The Camden Highline: a new urban park in our neighbourhood
Camden has a strong community spirit, and great things happen when communities come together to transform the place they call home.
Enter Camden Highline. The project, a short walk from Tribeca, reimagines a disused railway viaduct between Camden Town and King’s Cross as a 1.2km floating park. It perfectly captures the potential to take something unloved and turn it into something beautiful.
First conceived by UCL geographer Oliver O’Brien in a 2015 blog post, the Camden Highline takes direct inspiration from a similar concept in New York City. “Gliding peacefully above the busy traffic, moving through buildings and alongside wild flowers, the experience is rather surreal, and, on experiencing it, it’s easy to see why it’s been such a big hit,” O’Brien wrote back then.
He wasn’t the only one who saw that potential. Camden Town Unlimited jumped on the idea and soon turned it into a project by the community for the community.
Stretching from Kentish Town Road in Camden Town to York Way in King’s Cross, the park will bring new green space and greater biodiversity to 20,000 people in the area. It will give the area a place for people to walk, opening up more pedestrian-friendly space while relieving some pressure from the nearby canal.
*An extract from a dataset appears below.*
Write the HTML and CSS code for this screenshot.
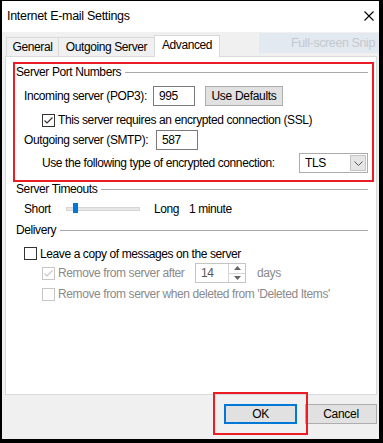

Engagement with the Highline so far has demonstrated its appeal on a local, city-wide and even international level. Camden Town Unlimited has raised funds from the Mayor of London, businesses in the area – Labtech in Camden and Argent in King’s Cross – and from more than 1,000 individual donations online. The Friends of the Highline network, which will ultimately take care of the park, has already hit 300 members. And, on top of this, the design will be delivered by the team behind the New York High Line – James Corner Field Operations – in collaboration with Kentish Town-based vPPR Architects.
There will undoubtedly be challenges, and turning it into a reality will take effort. The Camden Highline will cost about £35m, plus the costs of ongoing maintenance.
But the team behind it is optimistic. They have raised about £1m, which has enabled feasibility, design and planning. The hope now is to submit a planning application by early 2022 and, if approval is granted and funds are raised, deliver the Highline by 2024.
Besides bringing more green space to Camden’s community, the Highline could have other transformative effects. The Journal recently spoke to Simon Pitkeathley from Camden Town Unlimited, who is leading the project, and he told us it it’s “not unreasonable” to expect the Highline to attract two million visitors per year, pushing London’s visitor economy further north.
Another intangible benefit is that it could make the Overground more accessible to people in King’s Cross. Residents in the northern part of the district don’t necessarily realise they are close to the Overground, but the Highline will make it a 10 minute walk.
However, Highline’s connection with trains runs even deeper than that. One major difference between New York’s and Camden’s designs is that Camden’s park will still have a running train next to it.
One day soon, the gentle, familiar rumble of a passing train will meld into the sounds of couples laughing, families enjoying a weekend walk above their homes, cyclists whirring past and the quiet chirps of birds perched on newfound greenery. All this will serve as a reminder that the Highline is rooted in Camden: in its history, in its future and, most of all, in its community.
“I’m really hoping that we can retain a sense of the trains. You would still be able to see them and feel them and hear them, because it is quite a nice experience.”